L’eau de la Jirama constitue un produit alimentaire fortement consommé et utilisé à Madagascar. Et ce, même si dans le pays, l’accès à l’eau potable reste encore dérisoire avec un taux de 24%. La qualité de cette boisson a toujours été sujet à controverse. Pour les agglomérations comme Antananarivo par exemple, face aux planifications urbaines qui n’arrivent pas à suivre le rythme effréné de l’accroissement migratoire de la population, à la quasi inexistence du renouvellement des réseaux de distribution de l’eau de la Jirama pendant des années, aux nombreuses coupures additionnées aux baisses de pression, se poser les bonnes questions semble être essentiel dans un contexte domestique… trouble. D’où vient l’eau décrétée potable de la Jirama et qu’en est-il de sa qualité : à la sortie des stations de production, dans les réseaux de distribution et surtout à la sortie du robinet chez les consommateurs ?
« La Jirama informe ses abonnés que l’eau produite par la compagnie est potable et ne contient pas de microbe. Tant à la sortie des usines de production qu’à la sortie des robinets des ménages, en passant par les conduites de distribution ». La réponse donnée par Andry Rakoto, Head of Water Operation Antananarivo auprès de la Jirama face aux récentes polémiques relatives à la qualité de l’eau de sa compagnie. En effet, la question relative à la potabilité de l’eau produite par la compagnie nationale d’eau et d’électricité n’est pas vraiment un fait nouveau. Pour ne citer que les récents résultats d’analyses qui ont été publiés dans nos colonnes.
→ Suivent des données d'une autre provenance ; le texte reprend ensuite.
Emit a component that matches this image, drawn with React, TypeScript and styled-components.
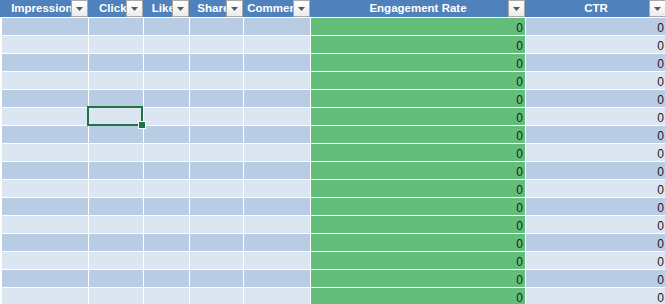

Dans sa position, la Jirama avance que l’eau « est conforme aux différents critères de potabilité dictés par le décret N° 2003- 941 relatif à la surveillance de l’eau, au contrôle des eaux destinées à la consommation humaine et aux priorités d’accès à la ressource en eau». «Une norme de potabilité nationale que la compagnie suit à la lettre et sur laquelle la production d’eau est basée», si l’on s’en tient aux explications de Andry Rakoto. «L’eau que la Jirama produit suit les différentes étapes de traitement exigées et elle est également sujette à différents contrôles dans toutes les phases de sa distribution : à la sortie des usines de production, dans le réseau de distribution et chez les consommateurs », a clarifié le responsable. L’entretien avec celui-ci a permis de savoir que la Jirama dispose de laboratoire d’analyses et de contrôle de la qualité de l’eau respectant les normes en matière de potabilité de l’eau.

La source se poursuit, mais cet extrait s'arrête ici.